A comparison of two sources of methionine supplemented at different levels on heat shock protein 70 expression and oxidative stress product of Peking ducks subjected to heat stress
Methionine (Met) had been recognized as the first limiting amino acid and a functional amino acid for poultry. For example, it affects the synthesis of glutathione (GSH) and taurine in poultry (Bunchasak, 2009). The GSH participates in various biological actions, including preventing host from toxic compounds and defending against free radicals (Morand et al., 1997). Taurine is also derived from biosynthesis in Met and cysteine metabolism and exerts protective effects against oxidative injury by inhibiting of free radicals biosynthesis. The positive effects of supplementing Met were observed under HS. However, the results were not consistent in some cases. The discrepancy might partly attribute to the sources and concentrations of Met supplementation in the diets. Further, in an in vitro study, DL‐2‐hydroxy‐4‐methylthiobutyrate (HMTBA) was preferentially diverted to the trans‐sulphuration pathway, which gave more antioxidant metabolites such as taurine and GSH (Martín‐Venegas et al., 2013). In vivo experiment showed that HMTBA supplementation was more efficient in alleviating high temperature‐induced oxidative damage compared with DL‐Met (DLM) supplementation (a chemically synthesized Met substitute) in plasma (Willemsen et al., 2011). These results suggest that under HS condition, dietary supplementation of Met on an adequate level could act as an antioxidant to mitigate oxidative stress induced by HS. And HMTBA may be a more efficient antioxidant compared with DLM. Also in our previous study with HS, body weight of bird was significantly increased by HMTBA supplementation compared with DLM on day 16, and there is a tendency to improve average daily gain (ADG) and average daily feed intake (ADFI) with the supplementation of HMTBA in day 4–35, and to enhance feed conversion ratio (FCR) along with the supplemental levels of Met (0.05%, 0.20% and 0.35%) during day 4–35 (under review in PLOS ONE journal).

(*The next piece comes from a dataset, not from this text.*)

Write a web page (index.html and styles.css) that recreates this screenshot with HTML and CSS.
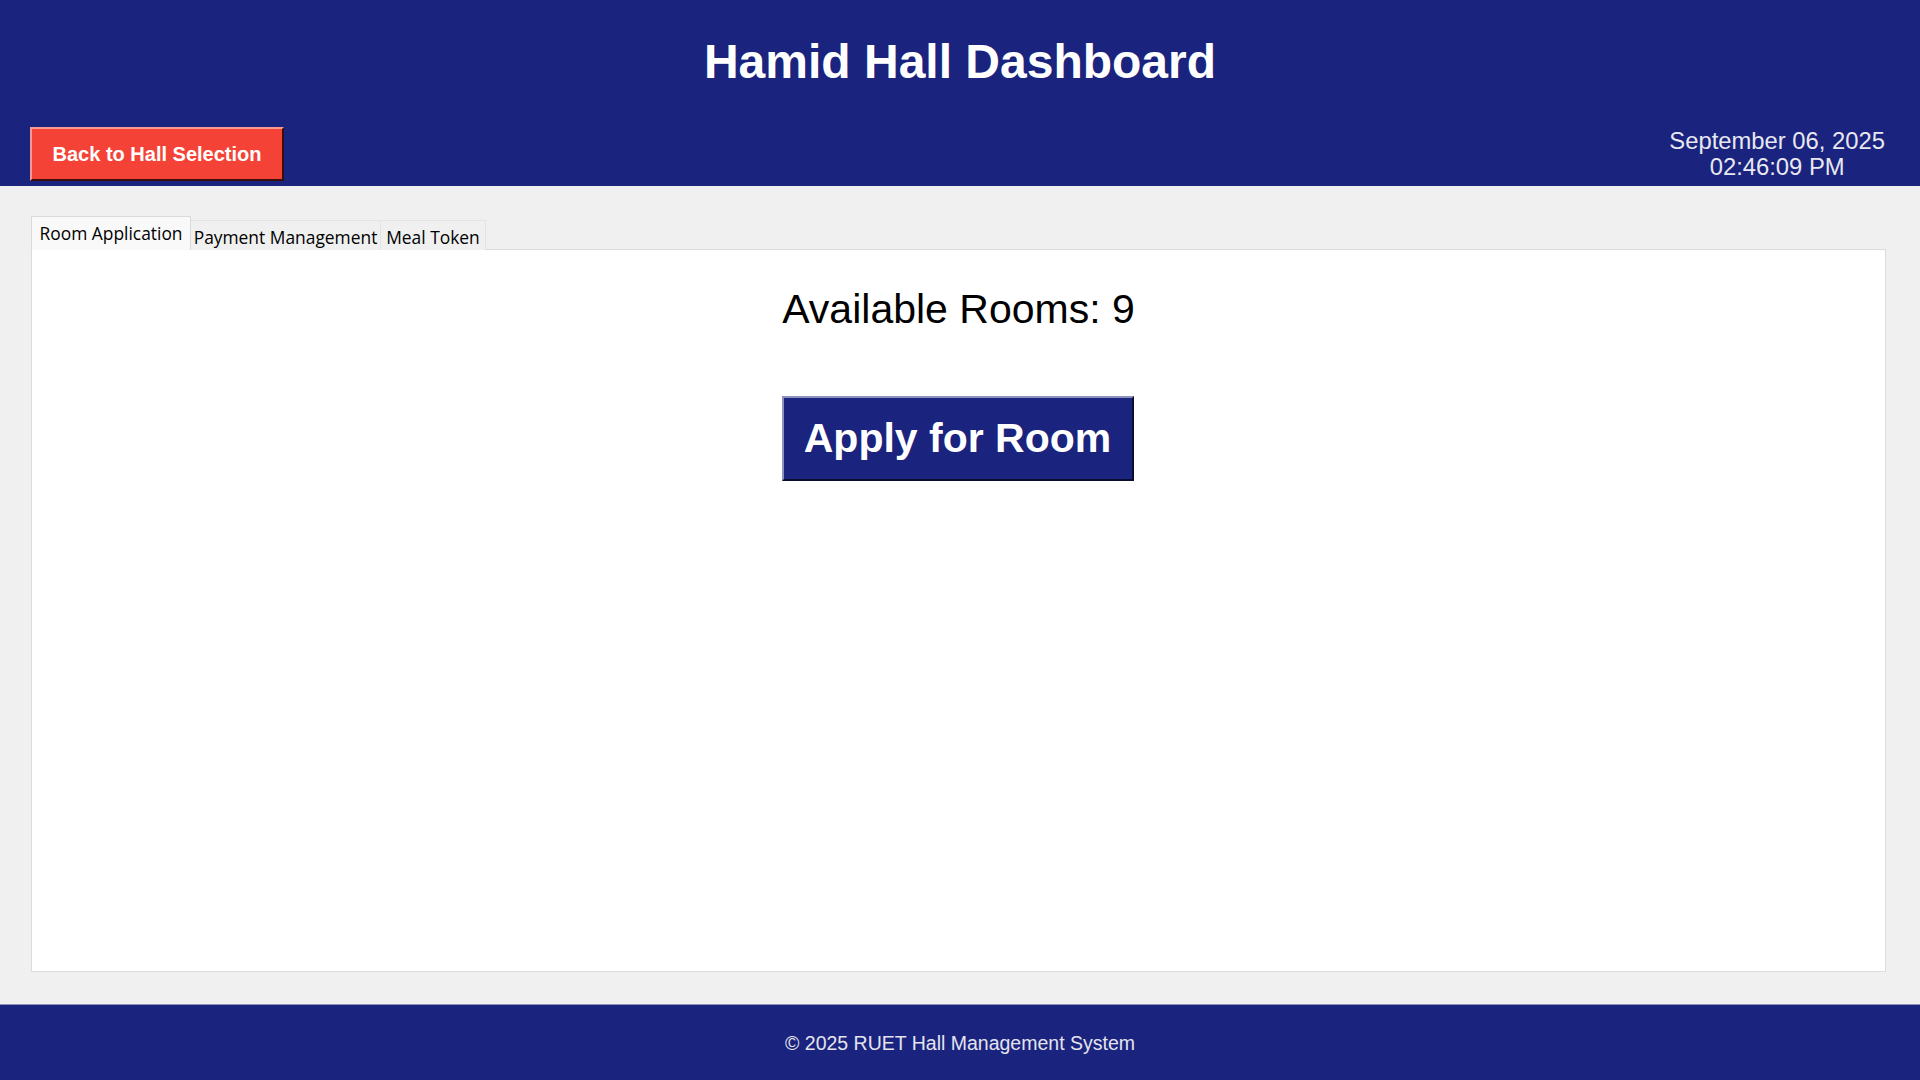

Heat shock proteins (HSPs) were conservative expressed in all living, which was up‐regulated by a variety of physiological, emergency and environmental insults. Among all HSPs,HSP70 was the most widely studied. It played an important role in protecting against stress and had numerous important functions as a molecular chaperone. In vivo, up‐regulation of HSP70 expression significantly improves balance of oxidation–reduction system by effectively scavenging reactive oxygen species (ROS), reducing the damage of mucosal tissue cells (Gu, Hao, & Wang, 2012). In vitro, the positive impact of HSP70 to mitigate oxidative stress in gut epithelial cell lines has been consistently demonstrated in various settings (Arvans et al., 2005; Nobuhiro Ueno et al., 2011; Paszti‐Gere et al., 2012; Segawa et al., 2011). Thus, the augmentation of HSP70 expression may become a potential element in maintaining health, especially under stress conditions. In human however, researchers were attempting to improve therapies of modern cancer treatment by targeting agonist of HSP70 or to develop novel drugs to improve inflammation recently (Kumar et al., 2016; Shevtsov & Multhoff, 2016). Furthermore, researches have been carried out attempting to find the co‐inducers of HSP70 in diet to promote the expression of HSP70 with or without an external a stressor (Eden, 2015).